### To be done
Output each line exactly as it appears, skipping any embedded picture.

### Dataset excerpt
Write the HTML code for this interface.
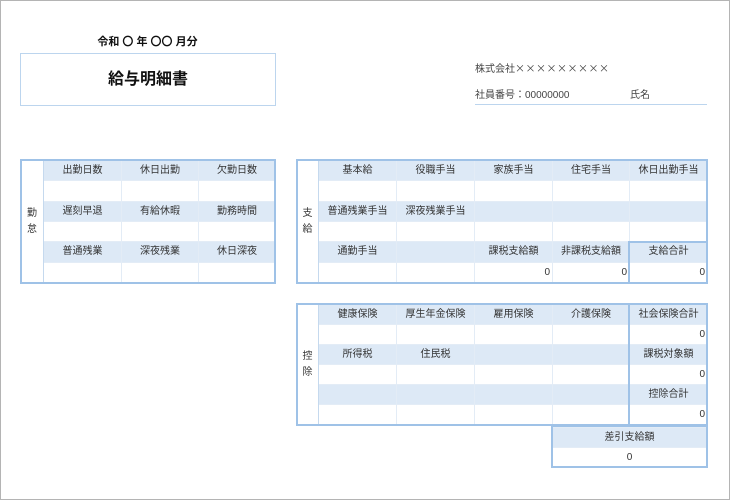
<!DOCTYPE html>
<html><head><meta charset="utf-8"><style>
body{margin:0;width:730px;height:500px;background:#fff;font-family:"Liberation Sans","Noto Sans CJK JP",sans-serif;color:#333;position:relative;overflow:hidden}
.frame{position:absolute;left:0;top:0;width:728px;height:498px;border:1px solid #b4b4b4}
.a{position:absolute}
table{border-collapse:collapse;table-layout:fixed;position:absolute;font-size:10px}
td{border:1px solid #e3ecf6;padding:0;text-align:center;height:19px;line-height:19px;white-space:nowrap;overflow:hidden}
tr.h td{background:#dde9f6}
tr.h td.lab{background:#fff;line-height:16px;border-right:1px solid #c5d9ee}
td.r{text-align:right;padding-right:2px}
.ob{position:absolute;border:2px solid #9fc2e7;box-sizing:border-box;pointer-events:none}
</style></head><body>
<div class="frame"></div>
<div class="a" style="left:20px;top:33px;width:255px;text-align:center;font-size:11px;font-weight:bold;color:#111">令和 〇 年 〇〇 月分</div>
<div class="a" style="left:20px;top:53px;width:254px;height:51px;border:1px solid #bcd5ee;text-align:center;line-height:51px;font-size:16px;font-weight:bold;color:#111">給与明細書</div>
<div class="a" style="left:475px;top:60px;font-size:10px;color:#444">株式会社<span style="font-family:'Noto Sans CJK JP',sans-serif;letter-spacing:0.5px">×××××××××</span></div>
<div class="a" style="left:475px;top:86px;font-size:10px;color:#444">社員番号：00000000</div>
<div class="a" style="left:630px;top:86px;font-size:10px;color:#444">氏名</div>
<div class="a" style="left:475px;top:104px;width:232px;border-top:1px solid #bcd5ee"></div>

<table style="left:20px;top:160px;width:255px;height:123px">
<colgroup><col style="width:23px"><col style="width:78px"><col style="width:77px"><col style="width:77px"></colgroup>
<tr class="h"><td class="lab" rowspan="6">勤<br>怠</td><td>出勤日数</td><td>休日出勤</td><td>欠勤日数</td></tr>
<tr><td></td><td></td><td></td></tr>
<tr class="h"><td>遅刻早退</td><td>有給休暇</td><td>勤務時間</td></tr>
<tr><td></td><td></td><td></td></tr>
<tr class="h"><td>普通残業</td><td>深夜残業</td><td>休日深夜</td></tr>
<tr><td></td><td></td><td></td></tr>
</table>
<div class="ob" style="left:20px;top:159px;width:256px;height:125px"></div>

<table style="left:296px;top:160px;width:411px;height:123px">
<colgroup><col style="width:22px"><col style="width:78px"><col style="width:78px"><col style="width:78px"><col style="width:77px"><col style="width:78px"></colgroup>
<tr class="h"><td class="lab" rowspan="6">支<br>給</td><td>基本給</td><td>役職手当</td><td>家族手当</td><td>住宅手当</td><td>休日出勤手当</td></tr>
<tr><td></td><td></td><td></td><td></td><td></td></tr>
<tr class="h"><td>普通残業手当</td><td>深夜残業手当</td><td></td><td></td><td></td></tr>
<tr><td></td><td></td><td></td><td></td><td></td></tr>
<tr class="h"><td>通勤手当</td><td></td><td>課税支給額</td><td>非課税支給額</td><td>支給合計</td></tr>
<tr><td></td><td></td><td class="r">0</td><td class="r">0</td><td class="r">0</td></tr>
</table>
<div class="ob" style="left:296px;top:159px;width:412px;height:125px"></div>
<div class="ob" style="left:628px;top:241px;width:80px;height:43px"></div>

<table style="left:296px;top:304px;width:411px;height:121px">
<colgroup><col style="width:22px"><col style="width:78px"><col style="width:78px"><col style="width:78px"><col style="width:77px"><col style="width:78px"></colgroup>
<tr class="h"><td class="lab" rowspan="6">控<br>除</td><td>健康保険</td><td>厚生年金保険</td><td>雇用保険</td><td>介護保険</td><td>社会保険合計</td></tr>
<tr><td></td><td></td><td></td><td></td><td class="r">0</td></tr>
<tr class="h"><td>所得税</td><td>住民税</td><td></td><td></td><td>課税対象額</td></tr>
<tr><td></td><td></td><td></td><td></td><td class="r">0</td></tr>
<tr class="h"><td></td><td></td><td></td><td></td><td>控除合計</td></tr>
<tr><td></td><td></td><td></td><td></td><td class="r">0</td></tr>
</table>
<div class="ob" style="left:296px;top:303px;width:412px;height:123px"></div>
<div class="ob" style="left:628px;top:303px;width:80px;height:123px"></div>

<table style="left:552px;top:427px;width:155px;height:40px">
<tr class="h"><td>差引支給額</td></tr>
<tr><td>0</td></tr>
</table>
<div class="ob" style="left:551px;top:425px;width:157px;height:43px"></div>
</body></html>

### Result of the exercise
Write the HTML code for this interface.
<!DOCTYPE html>
<html><head><meta charset="utf-8"><style>
body{margin:0;width:730px;height:500px;background:#fff;font-family:"Liberation Sans","Noto Sans CJK JP",sans-serif;color:#333;position:relative;overflow:hidden}
.frame{position:absolute;left:0;top:0;width:728px;height:498px;border:1px solid #b4b4b4}
.a{position:absolute}
table{border-collapse:collapse;table-layout:fixed;position:absolute;font-size:10px}
td{border:1px solid #e3ecf6;padding:0;text-align:center;height:19px;line-height:19px;white-space:nowrap;overflow:hidden}
tr.h td{background:#dde9f6}
tr.h td.lab{background:#fff;line-height:16px;border-right:1px solid #c5d9ee}
td.r{text-align:right;padding-right:2px}
.ob{position:absolute;border:2px solid #9fc2e7;box-sizing:border-box;pointer-events:none}
</style></head><body>
<div class="frame"></div>
<div class="a" style="left:20px;top:33px;width:255px;text-align:center;font-size:11px;font-weight:bold;color:#111">令和 〇 年 〇〇 月分</div>
<div class="a" style="left:20px;top:53px;width:254px;height:51px;border:1px solid #bcd5ee;text-align:center;line-height:51px;font-size:16px;font-weight:bold;color:#111">給与明細書</div>
<div class="a" style="left:475px;top:60px;font-size:10px;color:#444">株式会社<span style="font-family:'Noto Sans CJK JP',sans-serif;letter-spacing:0.5px">×××××××××</span></div>
<div class="a" style="left:475px;top:86px;font-size:10px;color:#444">社員番号：00000000</div>
<div class="a" style="left:630px;top:86px;font-size:10px;color:#444">氏名</div>
<div class="a" style="left:475px;top:104px;width:232px;border-top:1px solid #bcd5ee"></div>

<table style="left:20px;top:160px;width:255px;height:123px">
<colgroup><col style="width:23px"><col style="width:78px"><col style="width:77px"><col style="width:77px"></colgroup>
<tr class="h"><td class="lab" rowspan="6">勤<br>怠</td><td>出勤日数</td><td>休日出勤</td><td>欠勤日数</td></tr>
<tr><td></td><td></td><td></td></tr>
<tr class="h"><td>遅刻早退</td><td>有給休暇</td><td>勤務時間</td></tr>
<tr><td></td><td></td><td></td></tr>
<tr class="h"><td>普通残業</td><td>深夜残業</td><td>休日深夜</td></tr>
<tr><td></td><td></td><td></td></tr>
</table>
<div class="ob" style="left:20px;top:159px;width:256px;height:125px"></div>

<table style="left:296px;top:160px;width:411px;height:123px">
<colgroup><col style="width:22px"><col style="width:78px"><col style="width:78px"><col style="width:78px"><col style="width:77px"><col style="width:78px"></colgroup>
<tr class="h"><td class="lab" rowspan="6">支<br>給</td><td>基本給</td><td>役職手当</td><td>家族手当</td><td>住宅手当</td><td>休日出勤手当</td></tr>
<tr><td></td><td></td><td></td><td></td><td></td></tr>
<tr class="h"><td>普通残業手当</td><td>深夜残業手当</td><td></td><td></td><td></td></tr>
<tr><td></td><td></td><td></td><td></td><td></td></tr>
<tr class="h"><td>通勤手当</td><td></td><td>課税支給額</td><td>非課税支給額</td><td>支給合計</td></tr>
<tr><td></td><td></td><td class="r">0</td><td class="r">0</td><td class="r">0</td></tr>
</table>
<div class="ob" style="left:296px;top:159px;width:412px;height:125px"></div>
<div class="ob" style="left:628px;top:241px;width:80px;height:43px"></div>

<table style="left:296px;top:304px;width:411px;height:121px">
<colgroup><col style="width:22px"><col style="width:78px"><col style="width:78px"><col style="width:78px"><col style="width:77px"><col style="width:78px"></colgroup>
<tr class="h"><td class="lab" rowspan="6">控<br>除</td><td>健康保険</td><td>厚生年金保険</td><td>雇用保険</td><td>介護保険</td><td>社会保険合計</td></tr>
<tr><td></td><td></td><td></td><td></td><td class="r">0</td></tr>
<tr class="h"><td>所得税</td><td>住民税</td><td></td><td></td><td>課税対象額</td></tr>
<tr><td></td><td></td><td></td><td></td><td class="r">0</td></tr>
<tr class="h"><td></td><td></td><td></td><td></td><td>控除合計</td></tr>
<tr><td></td><td></td><td></td><td></td><td class="r">0</td></tr>
</table>
<div class="ob" style="left:296px;top:303px;width:412px;height:123px"></div>
<div class="ob" style="left:628px;top:303px;width:80px;height:123px"></div>

<table style="left:552px;top:427px;width:155px;height:40px">
<tr class="h"><td>差引支給額</td></tr>
<tr><td>0</td></tr>
</table>
<div class="ob" style="left:551px;top:425px;width:157px;height:43px"></div>
</body></html>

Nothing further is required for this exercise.